RECORDS FOR THE EXERCISE →
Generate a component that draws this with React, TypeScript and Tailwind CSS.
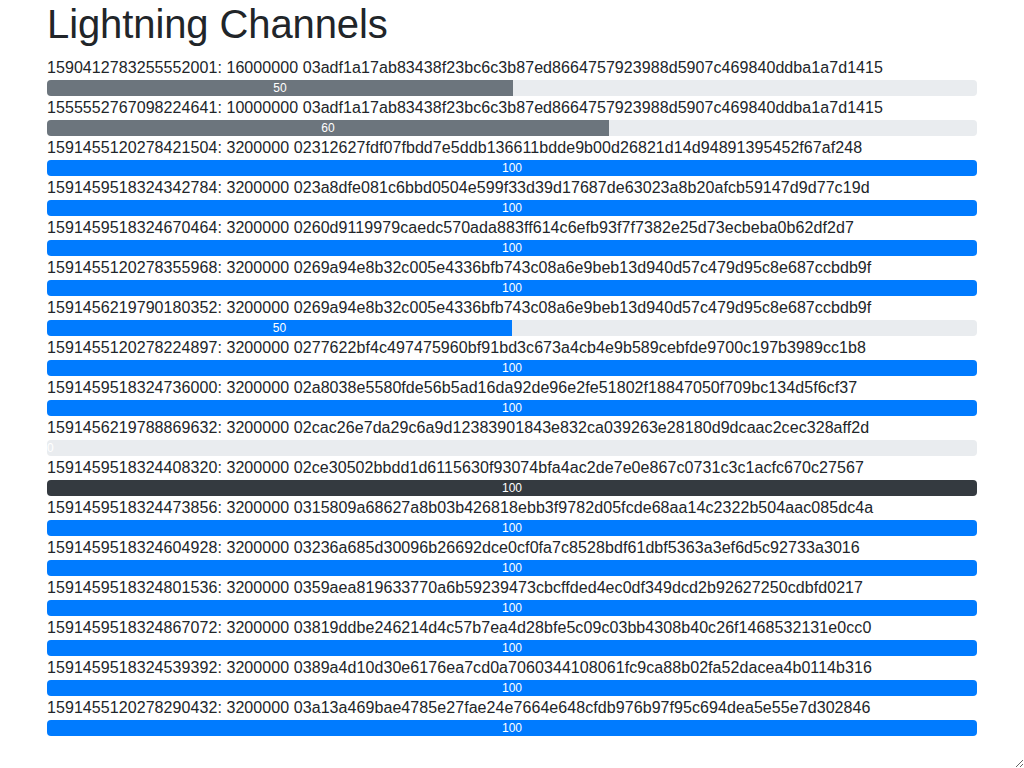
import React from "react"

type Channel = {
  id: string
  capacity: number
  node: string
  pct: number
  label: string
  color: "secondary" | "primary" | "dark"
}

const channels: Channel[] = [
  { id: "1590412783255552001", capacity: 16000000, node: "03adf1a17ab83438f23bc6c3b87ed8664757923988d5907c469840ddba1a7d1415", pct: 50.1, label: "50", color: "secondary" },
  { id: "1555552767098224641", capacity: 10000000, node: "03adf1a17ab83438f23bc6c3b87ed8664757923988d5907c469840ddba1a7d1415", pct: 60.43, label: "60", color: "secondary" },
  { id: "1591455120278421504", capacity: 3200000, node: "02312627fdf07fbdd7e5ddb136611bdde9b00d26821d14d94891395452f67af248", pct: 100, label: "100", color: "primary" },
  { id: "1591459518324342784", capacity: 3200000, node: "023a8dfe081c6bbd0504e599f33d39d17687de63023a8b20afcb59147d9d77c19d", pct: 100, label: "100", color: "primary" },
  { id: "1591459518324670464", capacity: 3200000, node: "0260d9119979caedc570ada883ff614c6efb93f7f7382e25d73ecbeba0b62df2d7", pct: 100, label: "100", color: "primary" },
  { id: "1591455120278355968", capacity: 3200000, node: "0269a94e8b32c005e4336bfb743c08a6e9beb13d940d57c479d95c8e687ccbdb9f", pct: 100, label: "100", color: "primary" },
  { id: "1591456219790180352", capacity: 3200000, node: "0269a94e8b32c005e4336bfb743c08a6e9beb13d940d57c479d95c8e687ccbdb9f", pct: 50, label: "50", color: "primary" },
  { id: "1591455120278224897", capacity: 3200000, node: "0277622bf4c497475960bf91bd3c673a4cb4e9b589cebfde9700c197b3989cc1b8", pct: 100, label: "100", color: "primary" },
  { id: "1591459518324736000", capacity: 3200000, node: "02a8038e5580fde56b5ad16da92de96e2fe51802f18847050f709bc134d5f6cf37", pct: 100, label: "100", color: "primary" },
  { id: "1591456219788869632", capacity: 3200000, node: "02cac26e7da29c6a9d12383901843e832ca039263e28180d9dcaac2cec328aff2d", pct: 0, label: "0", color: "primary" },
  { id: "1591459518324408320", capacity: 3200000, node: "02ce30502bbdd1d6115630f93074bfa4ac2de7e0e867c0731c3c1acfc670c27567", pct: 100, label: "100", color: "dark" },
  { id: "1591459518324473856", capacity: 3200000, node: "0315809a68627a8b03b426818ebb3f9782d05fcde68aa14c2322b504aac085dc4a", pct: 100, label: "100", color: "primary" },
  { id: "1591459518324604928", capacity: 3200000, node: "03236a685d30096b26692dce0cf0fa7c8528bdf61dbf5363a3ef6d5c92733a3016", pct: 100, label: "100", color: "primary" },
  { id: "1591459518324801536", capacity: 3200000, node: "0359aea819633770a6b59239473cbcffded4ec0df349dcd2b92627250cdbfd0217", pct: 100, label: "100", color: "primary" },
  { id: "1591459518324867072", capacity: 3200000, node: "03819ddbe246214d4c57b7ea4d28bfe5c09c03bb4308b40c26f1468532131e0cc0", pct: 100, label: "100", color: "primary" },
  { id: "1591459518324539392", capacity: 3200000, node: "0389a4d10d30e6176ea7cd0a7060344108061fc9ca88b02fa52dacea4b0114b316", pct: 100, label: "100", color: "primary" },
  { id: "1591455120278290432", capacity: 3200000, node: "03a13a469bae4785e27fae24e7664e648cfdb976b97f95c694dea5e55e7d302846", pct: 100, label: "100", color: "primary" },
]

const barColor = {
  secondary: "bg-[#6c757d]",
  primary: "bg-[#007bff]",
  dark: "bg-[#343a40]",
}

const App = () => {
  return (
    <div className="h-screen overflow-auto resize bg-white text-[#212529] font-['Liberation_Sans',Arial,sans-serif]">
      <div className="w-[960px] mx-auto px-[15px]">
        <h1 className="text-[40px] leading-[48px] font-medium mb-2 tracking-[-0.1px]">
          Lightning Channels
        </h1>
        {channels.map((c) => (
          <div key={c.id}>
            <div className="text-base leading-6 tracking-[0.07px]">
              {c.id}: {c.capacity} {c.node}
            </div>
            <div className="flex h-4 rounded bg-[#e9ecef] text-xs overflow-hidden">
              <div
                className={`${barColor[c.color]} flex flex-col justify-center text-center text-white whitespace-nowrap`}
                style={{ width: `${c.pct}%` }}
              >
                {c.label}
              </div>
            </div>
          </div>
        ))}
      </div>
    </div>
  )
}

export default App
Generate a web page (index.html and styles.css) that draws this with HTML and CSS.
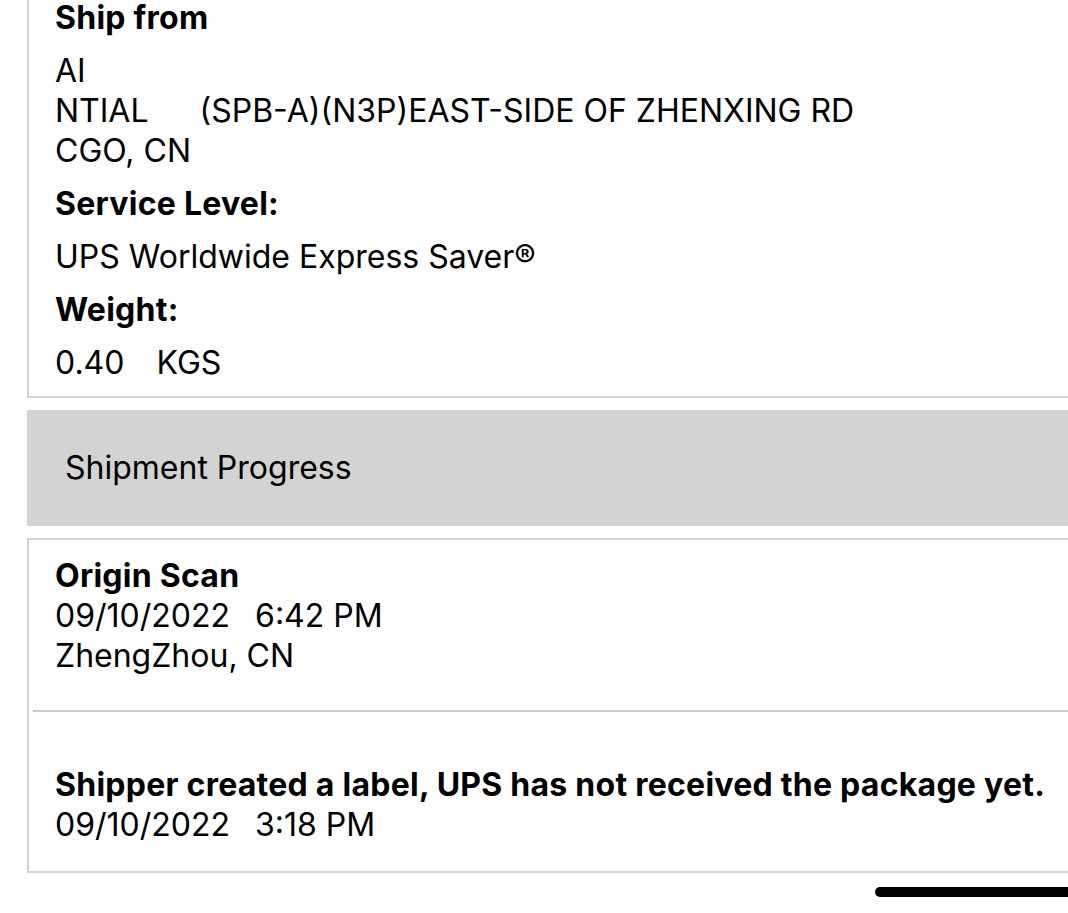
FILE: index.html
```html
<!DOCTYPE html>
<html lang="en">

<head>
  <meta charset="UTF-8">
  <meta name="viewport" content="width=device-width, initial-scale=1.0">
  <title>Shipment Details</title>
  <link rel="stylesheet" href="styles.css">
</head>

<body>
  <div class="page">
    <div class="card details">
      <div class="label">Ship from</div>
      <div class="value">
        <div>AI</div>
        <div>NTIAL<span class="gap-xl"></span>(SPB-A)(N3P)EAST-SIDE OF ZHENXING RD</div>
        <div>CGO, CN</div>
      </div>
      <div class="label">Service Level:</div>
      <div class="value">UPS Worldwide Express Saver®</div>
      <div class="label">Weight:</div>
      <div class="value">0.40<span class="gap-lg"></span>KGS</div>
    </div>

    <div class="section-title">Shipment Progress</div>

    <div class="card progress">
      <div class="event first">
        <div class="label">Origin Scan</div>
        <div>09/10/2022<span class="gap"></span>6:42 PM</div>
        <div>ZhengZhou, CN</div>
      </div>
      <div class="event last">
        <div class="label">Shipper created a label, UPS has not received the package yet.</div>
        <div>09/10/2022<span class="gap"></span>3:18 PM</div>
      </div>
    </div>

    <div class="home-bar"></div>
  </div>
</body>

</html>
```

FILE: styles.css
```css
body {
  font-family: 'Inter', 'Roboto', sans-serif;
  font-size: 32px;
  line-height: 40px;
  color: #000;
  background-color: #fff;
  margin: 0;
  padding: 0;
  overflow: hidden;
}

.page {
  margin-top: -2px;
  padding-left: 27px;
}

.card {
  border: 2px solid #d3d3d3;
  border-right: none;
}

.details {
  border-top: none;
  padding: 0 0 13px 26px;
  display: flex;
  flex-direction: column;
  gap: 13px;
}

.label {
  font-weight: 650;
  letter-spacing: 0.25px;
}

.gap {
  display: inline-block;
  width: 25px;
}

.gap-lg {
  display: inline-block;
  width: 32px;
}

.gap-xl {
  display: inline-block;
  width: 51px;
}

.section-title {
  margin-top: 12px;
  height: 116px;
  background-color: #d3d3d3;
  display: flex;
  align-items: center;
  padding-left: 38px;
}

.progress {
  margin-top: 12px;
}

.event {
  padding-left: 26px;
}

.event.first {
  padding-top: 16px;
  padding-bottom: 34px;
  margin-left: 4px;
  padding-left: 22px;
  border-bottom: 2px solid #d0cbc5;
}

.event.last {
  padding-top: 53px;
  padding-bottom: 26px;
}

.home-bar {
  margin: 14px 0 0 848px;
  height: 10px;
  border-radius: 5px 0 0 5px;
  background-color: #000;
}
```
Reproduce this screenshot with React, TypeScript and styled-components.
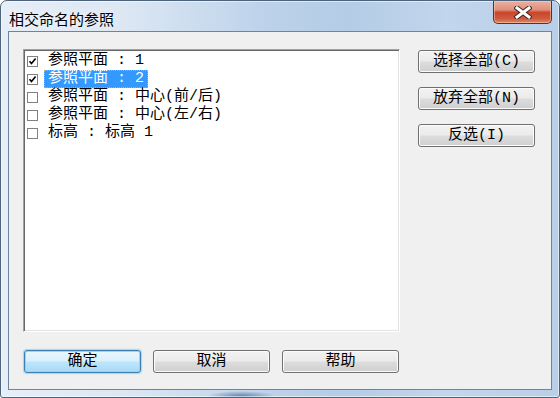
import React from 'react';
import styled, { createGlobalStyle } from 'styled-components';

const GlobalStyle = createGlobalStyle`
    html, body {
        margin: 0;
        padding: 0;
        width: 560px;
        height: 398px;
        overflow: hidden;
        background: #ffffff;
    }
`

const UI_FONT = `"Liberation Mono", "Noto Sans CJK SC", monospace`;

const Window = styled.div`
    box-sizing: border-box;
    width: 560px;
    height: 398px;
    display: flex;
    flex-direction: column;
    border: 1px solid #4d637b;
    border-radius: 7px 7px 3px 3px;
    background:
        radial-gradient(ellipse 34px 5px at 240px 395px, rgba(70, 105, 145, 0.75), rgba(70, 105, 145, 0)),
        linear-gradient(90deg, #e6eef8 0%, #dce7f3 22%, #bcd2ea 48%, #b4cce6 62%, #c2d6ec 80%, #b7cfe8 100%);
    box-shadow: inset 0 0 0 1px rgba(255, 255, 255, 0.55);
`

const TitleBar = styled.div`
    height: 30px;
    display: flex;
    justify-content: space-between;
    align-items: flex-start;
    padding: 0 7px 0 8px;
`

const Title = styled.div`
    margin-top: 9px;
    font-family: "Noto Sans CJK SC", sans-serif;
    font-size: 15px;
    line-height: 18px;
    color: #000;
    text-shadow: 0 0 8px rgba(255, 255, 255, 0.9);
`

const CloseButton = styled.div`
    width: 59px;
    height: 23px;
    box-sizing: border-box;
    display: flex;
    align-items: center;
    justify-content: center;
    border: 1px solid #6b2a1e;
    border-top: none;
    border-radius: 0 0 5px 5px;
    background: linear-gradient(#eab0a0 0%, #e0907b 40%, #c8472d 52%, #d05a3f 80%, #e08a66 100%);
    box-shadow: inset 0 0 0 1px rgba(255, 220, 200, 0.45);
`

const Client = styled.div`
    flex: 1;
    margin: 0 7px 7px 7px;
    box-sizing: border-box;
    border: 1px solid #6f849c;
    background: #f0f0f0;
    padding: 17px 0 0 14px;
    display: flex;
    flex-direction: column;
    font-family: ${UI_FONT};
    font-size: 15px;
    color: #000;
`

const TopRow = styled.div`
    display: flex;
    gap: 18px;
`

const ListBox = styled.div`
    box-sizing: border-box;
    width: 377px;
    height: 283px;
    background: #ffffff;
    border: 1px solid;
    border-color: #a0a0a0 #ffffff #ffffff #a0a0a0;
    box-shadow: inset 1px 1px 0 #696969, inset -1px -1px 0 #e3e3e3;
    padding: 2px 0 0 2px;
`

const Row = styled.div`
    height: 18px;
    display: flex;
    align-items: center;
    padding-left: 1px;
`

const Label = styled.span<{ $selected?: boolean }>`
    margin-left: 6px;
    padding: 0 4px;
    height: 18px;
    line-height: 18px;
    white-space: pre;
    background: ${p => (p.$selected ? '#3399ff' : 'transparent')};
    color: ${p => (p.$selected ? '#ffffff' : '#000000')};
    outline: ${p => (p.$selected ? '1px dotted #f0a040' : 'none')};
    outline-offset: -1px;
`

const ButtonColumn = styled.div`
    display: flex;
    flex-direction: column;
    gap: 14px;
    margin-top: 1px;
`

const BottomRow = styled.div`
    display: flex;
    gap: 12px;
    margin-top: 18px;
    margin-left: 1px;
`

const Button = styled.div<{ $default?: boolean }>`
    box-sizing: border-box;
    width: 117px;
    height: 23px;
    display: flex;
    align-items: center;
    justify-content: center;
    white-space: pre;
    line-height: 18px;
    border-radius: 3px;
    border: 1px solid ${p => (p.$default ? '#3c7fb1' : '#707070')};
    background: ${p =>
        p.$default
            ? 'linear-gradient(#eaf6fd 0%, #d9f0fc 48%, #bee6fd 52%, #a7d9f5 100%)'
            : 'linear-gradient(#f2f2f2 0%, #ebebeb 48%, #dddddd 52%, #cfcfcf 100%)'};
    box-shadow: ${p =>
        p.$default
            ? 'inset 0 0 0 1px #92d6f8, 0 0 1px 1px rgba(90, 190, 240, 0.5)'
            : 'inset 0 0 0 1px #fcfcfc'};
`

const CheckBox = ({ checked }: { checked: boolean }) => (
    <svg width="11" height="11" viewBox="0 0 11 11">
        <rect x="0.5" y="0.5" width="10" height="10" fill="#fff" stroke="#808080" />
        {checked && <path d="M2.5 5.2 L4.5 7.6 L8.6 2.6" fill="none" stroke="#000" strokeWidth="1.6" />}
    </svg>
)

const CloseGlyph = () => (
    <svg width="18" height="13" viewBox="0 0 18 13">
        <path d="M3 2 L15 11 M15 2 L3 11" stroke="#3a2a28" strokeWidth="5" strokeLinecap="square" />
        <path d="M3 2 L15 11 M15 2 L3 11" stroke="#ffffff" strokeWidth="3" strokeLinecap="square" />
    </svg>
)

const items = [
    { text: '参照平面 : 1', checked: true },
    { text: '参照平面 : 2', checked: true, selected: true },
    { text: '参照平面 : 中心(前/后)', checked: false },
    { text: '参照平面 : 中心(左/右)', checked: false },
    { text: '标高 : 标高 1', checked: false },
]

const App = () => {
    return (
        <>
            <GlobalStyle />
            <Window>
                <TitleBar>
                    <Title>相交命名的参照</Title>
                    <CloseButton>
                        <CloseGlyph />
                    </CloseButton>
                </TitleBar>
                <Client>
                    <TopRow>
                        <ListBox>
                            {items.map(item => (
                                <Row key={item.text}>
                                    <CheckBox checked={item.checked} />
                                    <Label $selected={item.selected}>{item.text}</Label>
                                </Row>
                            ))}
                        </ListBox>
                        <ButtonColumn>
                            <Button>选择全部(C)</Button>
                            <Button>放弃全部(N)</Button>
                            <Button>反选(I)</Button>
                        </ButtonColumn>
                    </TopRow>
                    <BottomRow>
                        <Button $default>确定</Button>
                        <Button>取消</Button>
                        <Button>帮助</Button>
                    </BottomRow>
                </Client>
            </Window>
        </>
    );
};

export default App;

TASK GOAL →
Show every line where the string "that" appears.

EXPECTED ANSWER →
Generate a component that draws this with React, TypeScript and Tailwind CSS.
Generate a web page (index.html and styles.css) that draws this with HTML and CSS.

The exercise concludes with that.